Why Evolution is True by Jerry Coyne
Reviewed by Stephen Brown
This is a fascinating book – for either a student of evolution or for anyone with only a passing interest in the subject. But there is yet another category – those people who rail against the increase of creationism and have sought to counter superstition with reason but felt – as non-scientists – ill equipped to do so.
As a young child I remember asking my father – though I can’t recall what prompted the question – if animals were still evolving. His answer was “No”. This troubled me. Deep down I knew this to be wrong but not of major significance. As I thought then. I filed it away for decades til the thought resurfaced recently and spurned a whole new raft of enquiry which I have started to explore and this book provides an excellent summary of the evidence for evolution and makes it absolutely clear that evolution is a scientific fact. Some might argue the finer points of the mechanism of evolution but evolution itself is a fact. A fact no serious scientist doubts.
In the Preface to the book Coyne makes his motivation for the book clear giving a brief summary of and commenting on the importance of The Dover Court Case of 2005 because it is illustrative of the wider challenge to evolution and science as a whole by people with a creationist and anti-scientific agenda. The case pitted pro-evolutionist scientists vs creationists who were trying to force the teaching of intelligent design (ID) – a religious belief system packaged as an alternative scientific theory to evolution – into school class rooms. The case was a rout and in his judgement in favour of evolution Judge Jones accused those promoting creationism as a science of
and stating that ID was nothing more than recycled creationism that:
“presents students with a religious alternative masquerading as a scientific theory”

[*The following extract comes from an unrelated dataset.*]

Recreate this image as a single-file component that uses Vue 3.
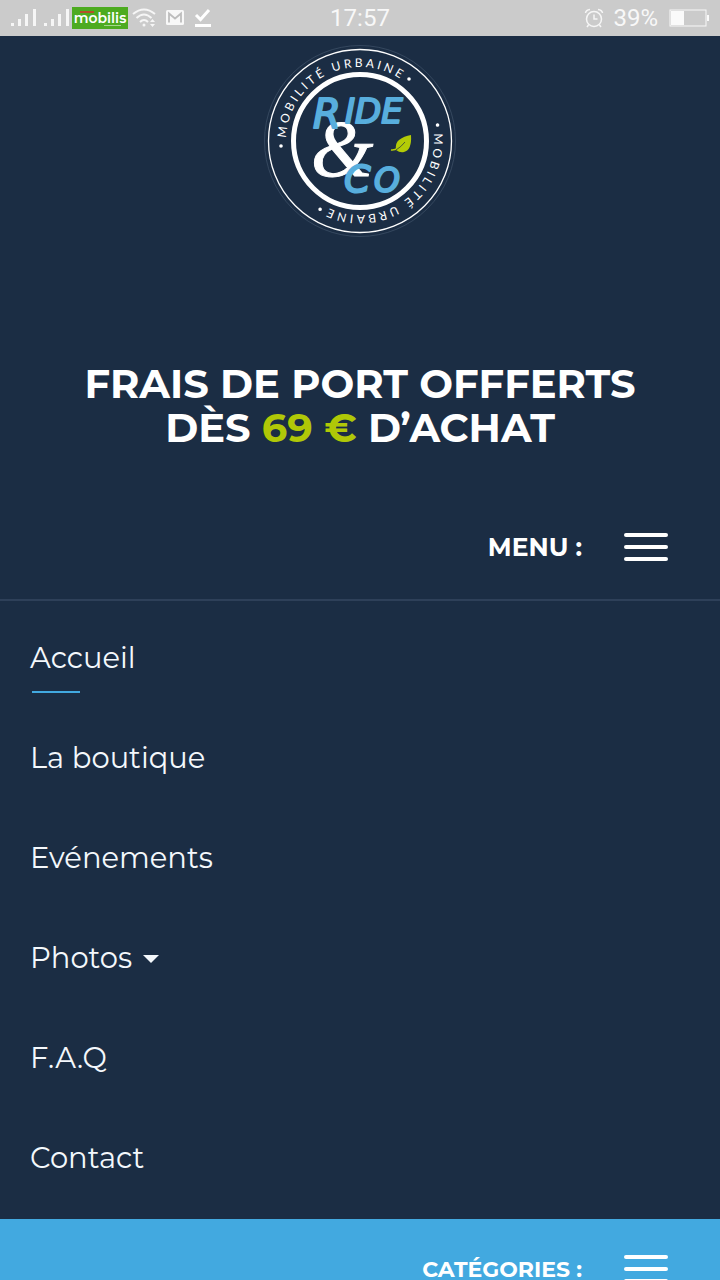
<script setup>
import { ref } from 'vue';

const menuOpen = ref(true);
const categoriesOpen = ref(false);

const links = [
  { label: 'Accueil', active: true },
  { label: 'La boutique' },
  { label: 'Evénements' },
  { label: 'Photos', dropdown: true },
  { label: 'F.A.Q' },
  { label: 'Contact' },
];
</script>

<template>
  <div class="screen">
    <div class="status-bar">
      <div class="status-left">
        <svg class="signal" viewBox="0 0 58 20" fill="#f6f6f6">
          <path d="M1 15h3v3H1zM8 11h3v7H8zM15 6h3v12h-3zM23 1h3v17h-3zM34 15h3v3h-3zM41 11h3v7h-3zM48 6h3v12h-3zM56 1h3v17h-3z" />
        </svg>
        <div class="carrier">mobilis</div>
        <svg class="wifi" viewBox="0 0 26 20" fill="none" stroke="#f6f6f6" stroke-width="2">
          <path d="M1 6Q12-3 23 6M4.500 10Q12 3 19.500 10M8 14Q12 10 16 14" />
          <circle cx="12" cy="17" r="1.500" fill="#f6f6f6" stroke="none" />
          <path d="M18 14l2.500-3 2.500 3zM18 16l2.500 3 2.500-3z" fill="#f6f6f6" stroke="none" />
        </svg>
        <svg class="mail" viewBox="0 0 20 18">
          <rect x="1" y="1" width="18" height="15" rx="1.500" fill="#f8f8f8" />
          <path d="M4 13.500V4.500L10 9.500 16 4.500v9" fill="none" stroke="#bdbdbd" stroke-width="1.800" />
        </svg>
        <svg class="check" viewBox="0 0 18 20" fill="none" stroke="#fff" stroke-width="3">
          <path d="M2 7l4.500 4.500L15 2M1 17.500h16" />
        </svg>
      </div>
      <div class="status-time">17:57</div>
      <div class="status-right">
        <svg class="alarm" viewBox="0 0 20 20" fill="none" stroke="#f6f6f6" stroke-width="1.500">
          <circle cx="10" cy="11" r="7.500" />
          <path d="M10 6.500V11h3.500M1.500 5Q2 2 6 1.500M18.500 5Q18 2 14 1.500M4.500 17L3 19M15.500 17l1.500 2" />
        </svg>
        <span class="percent">39%</span>
        <svg class="battery" viewBox="0 0 41 18">
          <rect x="1" y="1" width="36" height="16" fill="none" stroke="#f8f8f8" />
          <path d="M2 2h13v14H2zM38 6h2v6h-2z" fill="#fafafa" />
        </svg>
      </div>
    </div>

    <main class="page">
      <header class="header">
        <a href="#" class="logo-link" aria-label="Ride &amp; Co">
          <svg class="logo" viewBox="0 0 192 192">
            <defs>
              <path id="ring-text" d="M22 96a74 74 0 0 1 148 0a74 74 0 0 1-148 0" />
            </defs>
            <circle cx="96" cy="96" r="95.500" fill="none" stroke="#40536a" stroke-width="0.700" />
            <circle cx="96" cy="96" r="91.500" fill="none" stroke="#fff" stroke-width="1.300" />
            <circle cx="96" cy="96" r="66.500" fill="none" stroke="#fff" stroke-width="5" />
            <g v-for="angle in [0, 172]" :key="angle" :transform="`rotate(${angle} 96 96)`">
              <circle cx="17" cy="101" r="1.800" fill="#fff" />
              <circle cx="145" cy="34" r="1.800" fill="#fff" />
              <text class="ring-text"><textPath href="#ring-text" startOffset="3">MOBILITÉ URBAINE</textPath></text>
            </g>
            <text class="ampersand" x="47" y="131">&amp;</text>
            <text class="brush" font-size="40" x="49" y="83">R</text>
            <text class="brush" font-size="34" x="81" y="78">IDE</text>
            <text class="brush" font-size="38" x="80" y="147">C</text>
            <text class="brush" font-size="33" x="110" y="147">O</text>
            <path d="M147 90Q148 105 140 107Q136 108 132 105Q131 98 135 95Q140 91 147 90z" fill="#b3cb07" />
            <path d="M127 105Q133 106 141 97" fill="none" stroke="#b3cb07" stroke-width="1.500" />
            <path d="M132 105Q137 102 141 97" fill="none" stroke="#1b2d44" stroke-width="0.700" />
          </svg>
        </a>

        <h1 class="promo">
          FRAIS DE PORT OFFFERTS<br />
          DÈS <span class="price">69 €</span> D’ACHAT
        </h1>

        <button type="button" class="toggle" :aria-expanded="menuOpen" @click="menuOpen = !menuOpen">
          <span>MENU :</span>
          <span class="burger"><i></i><i></i><i></i></span>
        </button>
      </header>

      <nav v-show="menuOpen" class="nav">
        <a
          v-for="link in links"
          :key="link.label"
          href="#"
          class="nav-link"
          :class="{ active: link.active }"
        >
          {{ link.label }}
          <span v-if="link.dropdown" class="caret"></span>
        </a>
      </nav>

      <section class="categories">
        <button
          type="button"
          class="toggle toggle-small"
          :aria-expanded="categoriesOpen"
          @click="categoriesOpen = !categoriesOpen"
        >
          <span>CATÉGORIES :</span>
          <span class="burger"><i></i><i></i><i></i></span>
        </button>
      </section>
    </main>
  </div>
</template>

<style>
body {
  margin: 0;
  background: #1b2d44;
}
</style>

<style scoped>
.screen {
  height: 100vh;
  display: flex;
  flex-direction: column;
  background: #1b2d44;
  color: #fff;
  font-family: Montserrat, Inter, sans-serif;
}

.status-bar {
  flex: none;
  display: grid;
  grid-template-columns: 1fr auto 1fr;
  align-items: center;
  height: 36px;
  padding: 0 10px;
  background: #cbcbcb;
  color: #f8f8f8;
  font-family: Roboto, sans-serif;
  font-size: 24px;
}

.status-left,
.status-right {
  display: flex;
  align-items: center;
}

.status-right {
  justify-content: flex-end;
}

.signal {
  width: 58px;
  height: 20px;
  overflow: visible;
}

.carrier {
  position: relative;
  width: 56px;
  height: 22px;
  margin-left: 4px;
  background: #4dab20;
  color: #fff;
  font: 600 14px/22px Montserrat, Inter, sans-serif;
  text-align: center;
}

.carrier::before {
  content: "";
  position: absolute;
  top: 4px;
  left: 8px;
  width: 14px;
  height: 2px;
  background: #b5502a;
}

.carrier::after {
  content: "";
  position: absolute;
  right: 7px;
  bottom: 3px;
  width: 17px;
  height: 1px;
  background: #a5d58c;
}

.wifi {
  width: 26px;
  height: 20px;
  margin-left: 4px;
}

.mail {
  width: 20px;
  height: 18px;
  margin-left: 7px;
}

.check {
  width: 18px;
  height: 20px;
  margin-left: 9px;
}

.alarm {
  width: 20px;
  height: 20px;
  margin-right: 9px;
}

.battery {
  width: 41px;
  height: 18px;
  margin-left: 11px;
}

.page {
  flex: 1;
  min-height: 0;
  overflow-y: auto;
  scrollbar-width: none;
}

.header {
  display: flex;
  flex-direction: column;
  align-items: center;
  padding-top: 9px;
  border-bottom: 2px solid #2e4059;
}

.logo-link,
.logo {
  display: block;
  width: 192px;
  height: 192px;
}

.ring-text {
  fill: #fff;
  font-family: Lato, sans-serif;
  font-size: 12px;
  font-weight: 400;
  letter-spacing: 3px;
}

.brush {
  fill: #58aedd;
  stroke: #58aedd;
  stroke-width: 2px;
  stroke-linejoin: round;
  font-family: "DejaVu Sans", sans-serif;
  font-style: italic;
}

.ampersand {
  fill: #fff;
  stroke: #fff;
  stroke-width: 1px;
  font-family: "Liberation Serif", serif;
  font-size: 80px;
  font-style: italic;
}

.promo {
  margin: 125px 0 0;
  font-size: 40px;
  font-weight: 700;
  line-height: 44px;
  text-align: center;
}

.price {
  color: #b0c807;
}

.toggle {
  display: flex;
  align-items: center;
  align-self: flex-end;
  gap: 42px;
  height: 104px;
  margin: 45px 52px 0 0;
  padding: 0;
  border: 0;
  background: transparent;
  color: inherit;
  font: inherit;
  font-size: 25px;
  font-weight: 700;
  cursor: pointer;
}

.toggle-small {
  height: 100px;
  margin: 0;
  font-size: 22px;
}

.burger {
  display: flex;
  flex-direction: column;
  gap: 8px;
}

.burger i {
  width: 44px;
  height: 4px;
  border-radius: 2px;
  background: #fff;
}

.nav {
  padding: 6px 30px 12px;
}

.nav-link {
  display: flex;
  align-items: center;
  position: relative;
  height: 100px;
  color: #f4f8fc;
  font-size: 29px;
  font-weight: 400;
  text-decoration: none;
}

.active::after {
  content: "";
  position: absolute;
  left: 2px;
  bottom: 14px;
  width: 48px;
  height: 2px;
  background: #42a9e0;
}

.caret {
  margin: 4px 0 0 11px;
  border: 8px solid transparent;
  border-top-color: #f4f8fc;
  border-bottom: 0;
}

.categories {
  display: flex;
  justify-content: flex-end;
  padding-right: 52px;
  background: #42a9e0;
}
</style>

Whilst the case was heavily one-sided Coyne is clear that it was symptomatic of an orchestrated attempt to undermine evolution as a science in favour of a faith based alternative. The battle lines have been drawn and in his book Coyne takes up this challenge with eloquence.
In the Introduction to his book Coyne quotes Michael Shermer and sets the scene for the opening gambit of the book:
“Darwin matters because evolution matters. Evolution matters because science matters. Science matters because it is the preeminent story of our age, an epic saga about who we are, where we came from, and where we are going.”
So the story of evolution has become almost as interesting as the theory of evolution itself. Coyne deftly covers both aspects of the story. He questions ‘why is evolution even a debate’? Why are books written presenting the evidence for it needed? Do we question the existence of atoms? Einstein’s General Theory of Relativity? Of course not. Once again Coyne takes up the challenge and examines the psychology of why people find evolution threatening and provides a reasoned yet simple explanation.
“To many, evolution gnaws at their sense of self. If evolution offers a lesson, it seems to be that we’re not only related to other creatures, but, like them, also the product of blind and impersonal evolutionary forces. If humans are just one of many outcomes of natural selection, maybe we aren’t so special after all. You can understand why this doesn’t sit well with many people who think that we came into being in a different way from other species, as the special goal of a divine intention. Does our existence have any purpose or meaning that distinguishes us from other creatures? Evolution is also thought to erode morality.”
Coyne is absolute – the facts are irrefutable and the theory of evolution matters because it encapsulates the wider war between rationality and superstition. But he is under no illusion as to the depth of superstition that he is confronting:
“For those who oppose Darwinism purely as a matter of faith, no amount of evidence will do—theirs is a belief not based on reason”.
He considers that the war must be won and says bluntly:
“Consider what is at stake – science itself and the benefits it brings to society”.
This book is fascinating. Not just because it sets out the evidence for evolution clearly, logically, succinctly and in an interesting and informative way but also because it is the modern equivalent of the Greek hoplite paean – calling the forces of reason and rationality to battle against those of superstition and dogma.